• Goal: Copy the listing verbatim, excluding any images found in it.

»»

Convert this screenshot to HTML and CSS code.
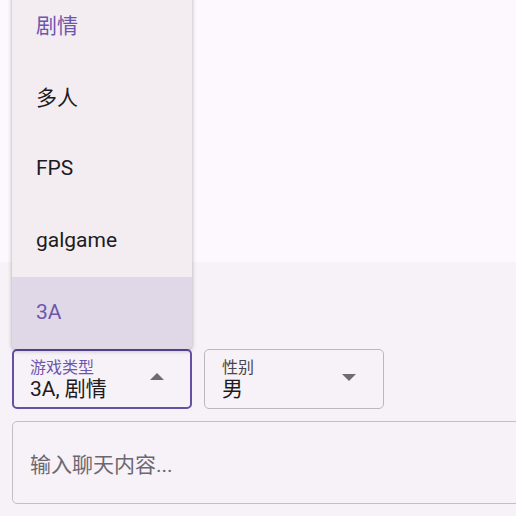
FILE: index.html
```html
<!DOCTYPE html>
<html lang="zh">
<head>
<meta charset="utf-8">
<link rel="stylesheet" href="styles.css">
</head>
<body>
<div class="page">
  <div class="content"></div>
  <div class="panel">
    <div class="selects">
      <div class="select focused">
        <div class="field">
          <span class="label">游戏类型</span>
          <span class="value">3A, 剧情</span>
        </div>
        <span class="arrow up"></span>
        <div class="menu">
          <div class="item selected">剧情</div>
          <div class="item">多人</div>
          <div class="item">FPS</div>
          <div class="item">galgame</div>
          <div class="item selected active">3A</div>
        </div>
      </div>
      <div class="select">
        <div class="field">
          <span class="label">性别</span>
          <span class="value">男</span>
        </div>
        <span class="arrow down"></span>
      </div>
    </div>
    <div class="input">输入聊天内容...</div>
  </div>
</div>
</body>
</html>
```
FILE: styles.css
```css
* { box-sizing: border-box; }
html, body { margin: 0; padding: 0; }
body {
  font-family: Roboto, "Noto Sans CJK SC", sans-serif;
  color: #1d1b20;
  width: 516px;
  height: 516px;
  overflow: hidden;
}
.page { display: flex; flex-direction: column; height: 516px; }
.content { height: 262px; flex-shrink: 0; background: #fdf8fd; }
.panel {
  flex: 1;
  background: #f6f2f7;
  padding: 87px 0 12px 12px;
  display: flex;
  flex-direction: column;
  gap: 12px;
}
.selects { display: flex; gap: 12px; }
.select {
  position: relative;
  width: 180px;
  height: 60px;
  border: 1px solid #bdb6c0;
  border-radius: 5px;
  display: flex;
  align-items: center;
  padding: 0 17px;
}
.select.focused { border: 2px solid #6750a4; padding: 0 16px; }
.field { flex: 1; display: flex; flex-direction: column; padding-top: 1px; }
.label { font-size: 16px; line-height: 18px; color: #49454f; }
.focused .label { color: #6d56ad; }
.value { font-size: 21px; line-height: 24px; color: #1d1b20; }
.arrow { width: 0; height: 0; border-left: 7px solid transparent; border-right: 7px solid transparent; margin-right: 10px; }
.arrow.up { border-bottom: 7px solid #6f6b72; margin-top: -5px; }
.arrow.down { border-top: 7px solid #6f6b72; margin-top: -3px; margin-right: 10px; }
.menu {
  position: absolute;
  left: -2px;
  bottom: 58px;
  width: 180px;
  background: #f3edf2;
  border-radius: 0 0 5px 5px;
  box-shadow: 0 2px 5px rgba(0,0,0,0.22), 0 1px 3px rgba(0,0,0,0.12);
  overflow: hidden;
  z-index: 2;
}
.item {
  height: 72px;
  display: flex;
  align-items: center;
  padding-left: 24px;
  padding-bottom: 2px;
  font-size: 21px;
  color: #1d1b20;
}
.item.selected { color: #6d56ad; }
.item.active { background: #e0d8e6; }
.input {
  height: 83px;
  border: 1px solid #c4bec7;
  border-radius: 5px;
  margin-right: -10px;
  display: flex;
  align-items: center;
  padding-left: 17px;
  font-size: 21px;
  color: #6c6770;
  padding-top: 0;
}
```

««

• The result:
Convert this screenshot to HTML and CSS code.
FILE: index.html
```html
<!DOCTYPE html>
<html lang="zh">
<head>
<meta charset="utf-8">
<link rel="stylesheet" href="styles.css">
</head>
<body>
<div class="page">
  <div class="content"></div>
  <div class="panel">
    <div class="selects">
      <div class="select focused">
        <div class="field">
          <span class="label">游戏类型</span>
          <span class="value">3A, 剧情</span>
        </div>
        <span class="arrow up"></span>
        <div class="menu">
          <div class="item selected">剧情</div>
          <div class="item">多人</div>
          <div class="item">FPS</div>
          <div class="item">galgame</div>
          <div class="item selected active">3A</div>
        </div>
      </div>
      <div class="select">
        <div class="field">
          <span class="label">性别</span>
          <span class="value">男</span>
        </div>
        <span class="arrow down"></span>
      </div>
    </div>
    <div class="input">输入聊天内容...</div>
  </div>
</div>
</body>
</html>
```
FILE: styles.css
```css
* { box-sizing: border-box; }
html, body { margin: 0; padding: 0; }
body {
  font-family: Roboto, "Noto Sans CJK SC", sans-serif;
  color: #1d1b20;
  width: 516px;
  height: 516px;
  overflow: hidden;
}
.page { display: flex; flex-direction: column; height: 516px; }
.content { height: 262px; flex-shrink: 0; background: #fdf8fd; }
.panel {
  flex: 1;
  background: #f6f2f7;
  padding: 87px 0 12px 12px;
  display: flex;
  flex-direction: column;
  gap: 12px;
}
.selects { display: flex; gap: 12px; }
.select {
  position: relative;
  width: 180px;
  height: 60px;
  border: 1px solid #bdb6c0;
  border-radius: 5px;
  display: flex;
  align-items: center;
  padding: 0 17px;
}
.select.focused { border: 2px solid #6750a4; padding: 0 16px; }
.field { flex: 1; display: flex; flex-direction: column; padding-top: 1px; }
.label { font-size: 16px; line-height: 18px; color: #49454f; }
.focused .label { color: #6d56ad; }
.value { font-size: 21px; line-height: 24px; color: #1d1b20; }
.arrow { width: 0; height: 0; border-left: 7px solid transparent; border-right: 7px solid transparent; margin-right: 10px; }
.arrow.up { border-bottom: 7px solid #6f6b72; margin-top: -5px; }
.arrow.down { border-top: 7px solid #6f6b72; margin-top: -3px; margin-right: 10px; }
.menu {
  position: absolute;
  left: -2px;
  bottom: 58px;
  width: 180px;
  background: #f3edf2;
  border-radius: 0 0 5px 5px;
  box-shadow: 0 2px 5px rgba(0,0,0,0.22), 0 1px 3px rgba(0,0,0,0.12);
  overflow: hidden;
  z-index: 2;
}
.item {
  height: 72px;
  display: flex;
  align-items: center;
  padding-left: 24px;
  padding-bottom: 2px;
  font-size: 21px;
  color: #1d1b20;
}
.item.selected { color: #6d56ad; }
.item.active { background: #e0d8e6; }
.input {
  height: 83px;
  border: 1px solid #c4bec7;
  border-radius: 5px;
  margin-right: -10px;
  display: flex;
  align-items: center;
  padding-left: 17px;
  font-size: 21px;
  color: #6c6770;
  padding-top: 0;
}
```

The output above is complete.